Even with the world becoming ever-more open post Covid, many schools have still relied heavily on distance learning. It’s a great way to continue education if a school is still reluctant to dive head first into re-opening their doors. But it can also be a little difficult for kids who miss that new experience of being in a classroom, in person with friends and potential new friends. They may get bored easily sitting at a computer and crave that personal touch. What can you do as a parent to help foster this need?

Classroom Community

Children can form bonds quickly with one another, and nothing says it can’t be online either! Most students will feel a sense of community in the classroom though, feeling a sense of togetherness from their fellow students and teacher. The teacher is the main proponent in getting everyone to come together and unite, and can help them feel a sense of belonging. This calming, community vibe helps students dramatically in the learning process, being able to learn easier than stifled students.  

Keeping the Momentum Going

Even if your child’s teacher is doing everything, they can to give their students that sense of community, it can still be hard to feel that connection online, or at a distance. Try to bring your kid into the moment more often, engaging them in between classes as their fellow students might. If the distance learning is in place more as an ease and not as a restriction in your school district, think about having a get-together every month or more often so your children can form a better bond with their classmates. 

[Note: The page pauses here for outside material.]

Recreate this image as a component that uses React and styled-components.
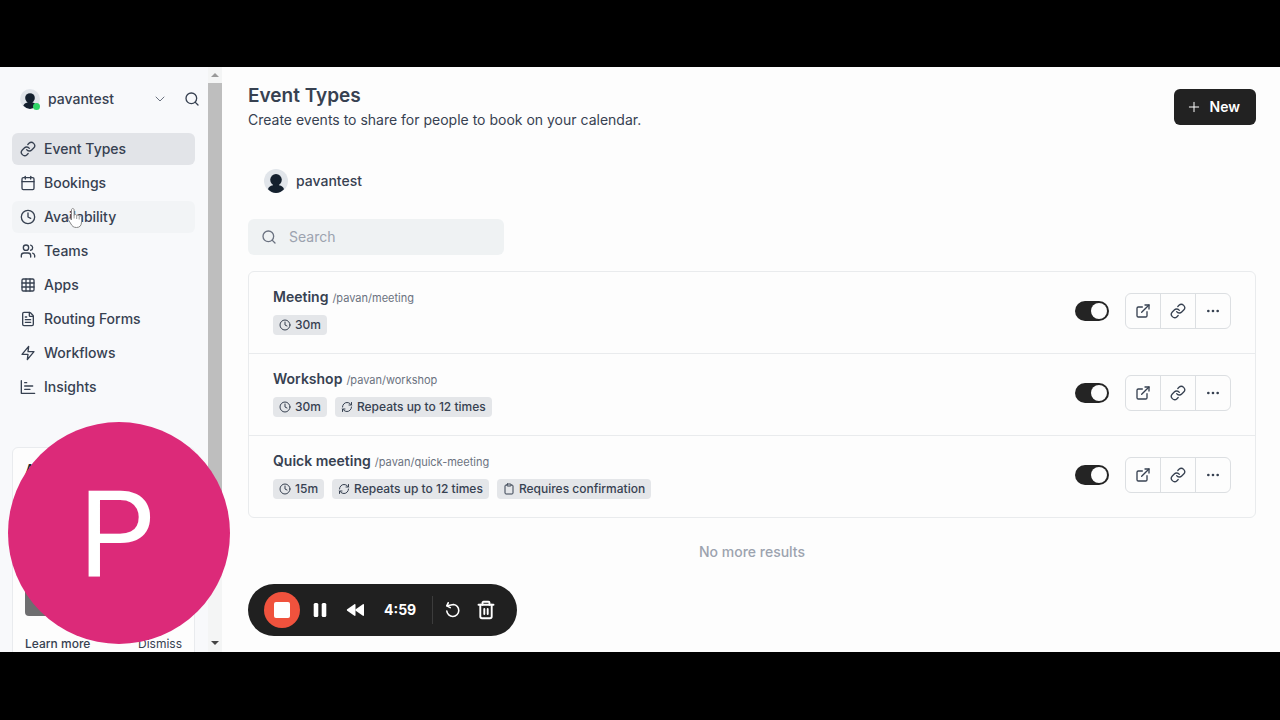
import React, { useState } from "react";
import styled, { createGlobalStyle } from "styled-components";
import {
  Calendar,
  ChevronDown,
  Clipboard,
  Clock,
  Ellipsis,
  ExternalLink,
  FileText,
  Grid3x3,
  Link as LinkIcon,
  Plus,
  RefreshCw,
  Search,
  Users,
} from "lucide-react";

const ZapIcon = ({ size }) => (
  <svg
    width={size}
    height={size}
    viewBox='0 0 24 24'
    fill='none'
    stroke='currentColor'
    strokeWidth='2'
    strokeLinecap='round'
    strokeLinejoin='round'
  >
    <polygon points='13 2 3 14 12 14 11 22 21 10 12 10 13 2' />
  </svg>
);

const InsightsIcon = ({ size }) => (
  <svg
    width={size}
    height={size}
    viewBox='0 0 24 24'
    fill='none'
    stroke='currentColor'
    strokeWidth='2'
    strokeLinecap='round'
    strokeLinejoin='round'
  >
    <path d='M2 2.500v19h20' />
    <path d='M7 5.500h3' />
    <path d='M7 10.500h12' />
    <path d='M7 15.500h8' />
  </svg>
);

const navItems = [
  { name: "Event Types", icon: LinkIcon, state: "active" },
  { name: "Bookings", icon: Calendar },
  { name: "Availability", icon: Clock, state: "hover" },
  { name: "Teams", icon: Users },
  { name: "Apps", icon: Grid3x3 },
  { name: "Routing Forms", icon: FileText },
  { name: "Workflows", icon: ZapIcon },
  { name: "Insights", icon: InsightsIcon },
];

const eventTypes = [
  {
    title: "Meeting",
    slug: "/pavan/meeting",
    badges: [{ icon: Clock, text: "30m" }],
  },
  {
    title: "Workshop",
    slug: "/pavan/workshop",
    badges: [
      { icon: Clock, text: "30m" },
      { icon: RefreshCw, text: "Repeats up to 12 times" },
    ],
  },
  {
    title: "Quick meeting",
    slug: "/pavan/quick-meeting",
    badges: [
      { icon: Clock, text: "15m" },
      { icon: RefreshCw, text: "Repeats up to 12 times" },
      { icon: Clipboard, text: "Requires confirmation" },
    ],
  },
];

const Avatar = ({ size }) => (
  <svg width={size} height={size} viewBox='0 0 24 24'>
    <circle cx='12' cy='12' r='12' fill='#e1e5ea' />
    <circle cx='12' cy='10.8' r='5.8' fill='#14202e' />
    <path
      d='M9 14h6v2.200c3 .6 4.500 2 5 4A12 12 0 0 1 12 24a12 12 0 0 1-8-3.800c.5-2 2-3.400 5-4z'
      fill='#14202e'
    />
  </svg>
);

const Sidebar = () => {
  return (
    <Side>
      <UserRow>
        <UserButton>
          <AvatarWrap>
            <Avatar size={20} />
            <OnlineDot />
          </AvatarWrap>
          <span>pavantest</span>
          <ChevronDown className='chevron' size={16} strokeWidth={1.5} />
        </UserButton>
        <IconButton aria-label='Search'>
          <Search size={16} />
        </IconButton>
      </UserRow>
      <Nav>
        {navItems.map(({ name, icon: Icon, state }) => (
          <NavLink key={name} href='#' $state={state}>
            <Icon size={16} />
            {name}
          </NavLink>
        ))}
      </Nav>
      <Promo>
        <h4>A</h4>
        <PromoImage />
        <PromoFooter>
          <a href='#'>Learn more</a>
          <button>Dismiss</button>
        </PromoFooter>
      </Promo>
    </Side>
  );
};

const EventRow = ({ title, slug, badges }) => {
  const [enabled, setEnabled] = useState(true);
  return (
    <Row>
      <div>
        <RowTitle>
          <h3>{title}</h3>
          <small>{slug}</small>
        </RowTitle>
        <Badges>
          {badges.map(({ icon: Icon, text }) => (
            <Badge key={text}>
              <Icon size={12} />
              {text}
            </Badge>
          ))}
        </Badges>
      </div>
      <RowActions>
        <Toggle
          type='checkbox'
          role='switch'
          aria-label={title}
          checked={enabled}
          onChange={() => setEnabled(!enabled)}
        />
        <ButtonGroup>
          <button aria-label='Preview'>
            <ExternalLink size={16} />
          </button>
          <button aria-label='Copy link'>
            <LinkIcon size={16} />
          </button>
          <button aria-label='More'>
            <Ellipsis size={16} />
          </button>
        </ButtonGroup>
      </RowActions>
    </Row>
  );
};

const Recorder = () => {
  return (
    <RecorderBar>
      <StopButton aria-label='Stop'>
        <span />
      </StopButton>
      <RecorderButton aria-label='Pause'>
        <svg width='18' height='14' viewBox='0 0 18 14' fill='#fff'>
          <rect x='2.700' y='0' width='4.600' height='14' rx='1.500' />
          <rect x='10.700' y='0' width='4.600' height='14' rx='1.500' />
        </svg>
      </RecorderButton>
      <RecorderButton aria-label='Rewind'>
        <svg width='20' height='14' viewBox='-1.500 0 20 14' fill='#fff'>
          <path d='M9 1.800v10.400c0 .7-.6.900-1.100.6L.7 7.700c-.5-.4-.5-1 0-1.400L7.900 1.200C8.400.9 9 1.100 9 1.800z' />
          <path d='M17.500 1.800v10.400c0 .7-.6.900-1.100.6L9.200 7.700c-.5-.4-.5-1 0-1.400l7.200-5.100c.5-.3 1.100-.1 1.100.6z' />
        </svg>
      </RecorderButton>
      <time>4:59</time>
      <Divider />
      <RecorderButton aria-label='Restart'>
        <svg
          width='16'
          height='16'
          viewBox='0 0 16 16'
          fill='none'
          stroke='#fff'
          strokeWidth='1.600'
          strokeLinecap='round'
          strokeLinejoin='round'
        >
          <path d='M2.200 3.800 8.500 2.500a6 6 0 1 1-6.700 6.500' />
          <path d='M3.200.8 1.800 3.900l3.400 1.700' />
        </svg>
      </RecorderButton>
      <RecorderButton aria-label='Delete'>
        <svg
          width='18'
          height='20'
          viewBox='0 0 18 20'
          fill='none'
          stroke='#fff'
          strokeWidth='1.900'
          strokeLinecap='round'
          strokeLinejoin='round'
        >
          <path d='M1.500 4.800h15' />
          <path d='M5.500 4.800v-2c0-.6.400-1 1-1h5c.6 0 1 .4 1 1v2' />
          <path d='M3.300 4.800v11.700c0 1 .7 1.700 1.700 1.700h8c1 0 1.700-.7 1.700-1.700V4.800' />
          <path d='M7.300 9v5M10.700 9v5' />
        </svg>
      </RecorderButton>
    </RecorderBar>
  );
};

const App = () => {
  return (
    <Stage>
      <GlobalStyle />
      <Screen>
        <Sidebar />
        <Scrollbar aria-hidden='true'>
          <svg width='8' height='4' viewBox='0 0 8 4'>
            <path d='M4 0l4 4H0z' fill='#999' />
          </svg>
          <Thumb />
          <svg width='8' height='4' viewBox='0 0 8 4'>
            <path d='M4 4L0 0h8z' fill='#444' />
          </svg>
        </Scrollbar>
        <Main>
          <Header>
            <div>
              <h1>Event Types</h1>
              <p>Create events to share for people to book on your calendar.</p>
            </div>
            <NewButton>
              <Plus size={16} strokeWidth={1.5} />
              New
            </NewButton>
          </Header>
          <Profile href='#'>
            <Avatar size={24} />
            pavantest
          </Profile>
          <SearchBox>
            <Search size={16} />
            <input type='search' placeholder='Search' aria-label='Search' />
          </SearchBox>
          <List>
            {eventTypes.map((item) => (
              <EventRow key={item.slug} {...item} />
            ))}
          </List>
          <NoMore>No more results</NoMore>
          <Recorder />
        </Main>
        <Presenter>P</Presenter>
        <Pointer width='18' height='22' viewBox='0 0 18 22'>
          <path
            d='M5.500 13V3c0-2 2.600-2 2.600 0v5.500c.3-1.500 2.400-1.300 2.600.2.500-1 2.300-.7 2.500.6.700-.9 2.300-.4 2.300 1.200v4.500c0 3.500-1.700 5.500-5 5.500-3 0-4.300-1.300-5.500-3.500l-2.700-4.300c-.8-1.500 1-2.400 2-1.200z'
            fill='#fff'
            stroke='#888'
            strokeLinejoin='round'
          />
          <path d='M8.100 8.500v3M10.700 9v3M13.200 9.500v3' stroke='#999' />
        </Pointer>
      </Screen>
    </Stage>
  );
};

const GlobalStyle = createGlobalStyle`
  * {
    box-sizing: border-box;
  }
  body {
    margin: 0;
    background: #000;
    color: #374151;
    font-family: Inter, "Liberation Sans", sans-serif;
    font-size: 14px;
    line-height: 20px;
  }
  h1, h3, h4, p {
    margin: 0;
  }
  a {
    color: inherit;
    text-decoration: none;
  }
  button, input {
    font: inherit;
    color: inherit;
    border: none;
    padding: 0;
    background: transparent;
  }
  button {
    cursor: pointer;
  }
  svg {
    display: block;
    flex-shrink: 0;
  }
`;

const Stage = styled.div`
  height: 100vh;
  padding: 67px 0 68px;
  background: #000;
`;

const Screen = styled.div`
  position: relative;
  display: flex;
  height: 100%;
  overflow: hidden;
  background: #fdfdfd;
`;

const Side = styled.aside`
  display: flex;
  flex-direction: column;
  width: 208px;
  flex-shrink: 0;
  padding: 16px 8px 0 12px;
  overflow: hidden;
  background: #f8f9fb;
`;

const UserRow = styled.div`
  display: flex;
  flex-shrink: 0;
  align-items: center;
  height: 32px;
  margin-bottom: 18px;
`;

const UserButton = styled.button`
  display: flex;
  flex: 1;
  align-items: center;
  gap: 8px;
  padding: 0 16px 0 8px;
  font-weight: 500;
  .chevron {
    margin-left: auto;
    color: #6b7280;
  }
`;

const AvatarWrap = styled.span`
  position: relative;
`;

const OnlineDot = styled.span`
  position: absolute;
  right: 0;
  bottom: -1px;
  width: 7px;
  height: 7px;
  border-radius: 50%;
  background: #2fd566;
`;

const IconButton = styled.button`
  display: flex;
`;

const Nav = styled.nav`
  display: flex;
  flex-direction: column;
  flex-shrink: 0;
  gap: 2px;
  margin-right: 5px;
`;

const NavLink = styled.a`
  display: flex;
  align-items: center;
  gap: 8px;
  height: 32px;
  padding: 0 8px;
  border-radius: 6px;
  font-weight: 500;
  background: ${({ $state }) =>
    $state === "active"
      ? "#e2e4e8"
      : $state === "hover"
      ? "#f2f4f6"
      : "transparent"};
`;

const Promo = styled.section`
  flex-shrink: 0;
  margin: 44px 5px 0 0;
  padding: 12px;
  border: 1px solid #e9ebee;
  border-radius: 6px;
  background: #fdfdfd;
  h4 {
    font-weight: 600;
    color: #1f2937;
  }
`;

const PromoImage = styled.div`
  height: 124px;
  margin: 12px 0 18px;
  border-radius: 4px;
  background: #6e6e70;
`;

const PromoFooter = styled.div`
  display: flex;
  justify-content: space-between;
  font-size: 12px;
  a {
    font-weight: 500;
  }
`;

const Scrollbar = styled.div`
  display: flex;
  flex-direction: column;
  align-items: center;
  justify-content: space-between;
  width: 14px;
  flex-shrink: 0;
  padding: 6px 0 7px;
  background: #f4f5f5;
`;

const Thumb = styled.div`
  width: 100%;
  height: 420px;
  margin: 6px 0 auto;
  background: #bebebe;
`;

const Main = styled.main`
  position: relative;
  flex: 1;
  min-width: 0;
  padding: 16px 24px 0 26px;
`;

const Header = styled.header`
  display: flex;
  align-items: center;
  justify-content: space-between;
  h1 {
    font-size: 19px;
    font-weight: 600;
    line-height: 26px;
  }
  p {
    line-height: 22px;
  }
`;

const NewButton = styled.button`
  display: flex;
  align-items: center;
  gap: 8px;
  height: 36px;
  padding: 0 16px 0 12px;
  border-radius: 6px;
  background: #222;
  color: #fff;
  font-weight: 600;
`;

const Profile = styled.a`
  display: flex;
  align-items: center;
  gap: 8px;
  margin: 38px 16px 26px;
  font-weight: 500;
`;

const SearchBox = styled.label`
  display: flex;
  align-items: center;
  gap: 12px;
  width: 256px;
  height: 36px;
  padding: 0 13px;
  border-radius: 6px;
  background: #eff2f3;
  color: #6b7280;
  input {
    flex: 1;
    min-width: 0;
    outline: none;
  }
  input::placeholder {
    color: #9ca3af;
    opacity: 1;
  }
`;

const List = styled.ul`
  margin: 16px 0 0;
  padding: 0;
  list-style: none;
  border: 1px solid #e9ebed;
  border-radius: 6px;
`;

const Row = styled.li`
  display: flex;
  align-items: center;
  justify-content: space-between;
  padding: 15px 24px 18px;
  & + & {
    border-top: 1px solid #e9ebed;
  }
`;

const RowTitle = styled.div`
  display: flex;
  align-items: baseline;
  gap: 4px;
  h3 {
    font-size: 14px;
    font-weight: 600;
  }
  small {
    font-size: 11px;
    line-height: 16px;
    color: #6b7280;
  }
`;

const Badges = styled.div`
  display: flex;
  gap: 8px;
  margin-top: 8px;
`;

const Badge = styled.span`
  display: flex;
  align-items: center;
  gap: 4px;
  height: 20px;
  padding: 0 6px;
  border-radius: 4px;
  background: #e4e6e9;
  font-size: 12px;
  font-weight: 500;
`;

const RowActions = styled.div`
  display: flex;
  align-items: center;
  gap: 16px;
`;

const Toggle = styled.input`
  appearance: none;
  width: 34px;
  height: 20px;
  margin: 0;
  padding: 2px;
  border-radius: 10px;
  background: ${({ checked }) => (checked ? "#242424" : "#d1d5db")};
  cursor: pointer;
  &::before {
    content: "";
    display: block;
    width: 16px;
    height: 16px;
    margin-left: ${({ checked }) => (checked ? "14px" : "0")};
    border-radius: 50%;
    background: #fdfdfd;
  }
`;

const ButtonGroup = styled.div`
  display: flex;
  border: 1px solid #dcdfe2;
  border-radius: 6px;
  button {
    display: grid;
    place-items: center;
    width: 34px;
    height: 34px;
  }
  button + button {
    width: 35px;
    border-left: 1px solid #dcdfe2;
  }
`;

const NoMore = styled.p`
  margin-top: 24px;
  text-align: center;
  color: #9ca3af;
  font-weight: 500;
`;

const RecorderBar = styled.div`
  position: absolute;
  left: 26px;
  bottom: 16px;
  display: flex;
  align-items: center;
  height: 52px;
  padding: 0 22px 0 16px;
  border-radius: 26px;
  background: #202020;
  color: #fff;
  time {
    margin: 0 16px 0 19px;
    font-size: 14px;
    font-weight: 700;
  }
`;

const StopButton = styled.button`
  display: grid;
  place-items: center;
  width: 36px;
  height: 36px;
  border-radius: 50%;
  background: #f0523d;
  span {
    width: 16px;
    height: 16px;
    border-radius: 2px;
    background: #fff;
  }
`;

const RecorderButton = styled.button`
  display: flex;
  ${StopButton} + & {
    margin-left: 11px;
  }
  & + & {
    margin-left: 16px;
  }
`;

const Divider = styled.span`
  width: 1px;
  height: 28px;
  margin-right: 12px;
  background: #3c3c3c;
`;

// presenter bubble floats above the page
const Presenter = styled.div`
  position: absolute;
  left: 8px;
  bottom: 8px;
  display: grid;
  place-items: center;
  width: 222px;
  height: 222px;
  padding: 5px 5px 0 0;
  border-radius: 50%;
  background: #dc2a79;
  color: #fff;
  font-family: Roboto, sans-serif;
  font-size: 120px;
  line-height: 120px;
`;

const Pointer = styled.svg`
  position: absolute;
  left: 66px;
  top: 140px;
`;

export default App;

If schools do not want a lot of in-person activities or hanging out, this can prove challenging, but not impossible. Obviously, many schools and students had to get used to this line of learning for the last few years, and can continue to adapt. But that also does not mean that your kids can’t message each other or even Face Time after school. 

Old School

If your kids continue to feel fussy about limited social interactions, give them a taste of what it felt like “back in the day.” Have your kids write notes to each other and send them in the mail – yes, that’s right, snail mail! For many kids, they have not experienced receiving cards or letters in the mail, and it will definitely be unique for them! If they are a little too young to write, they can send a picture they took or (with assistance) cut out pictures from magazines that they like and send them to their friends. They may soon tire of this activity, but at least it gives them a true connection that’s fun and different!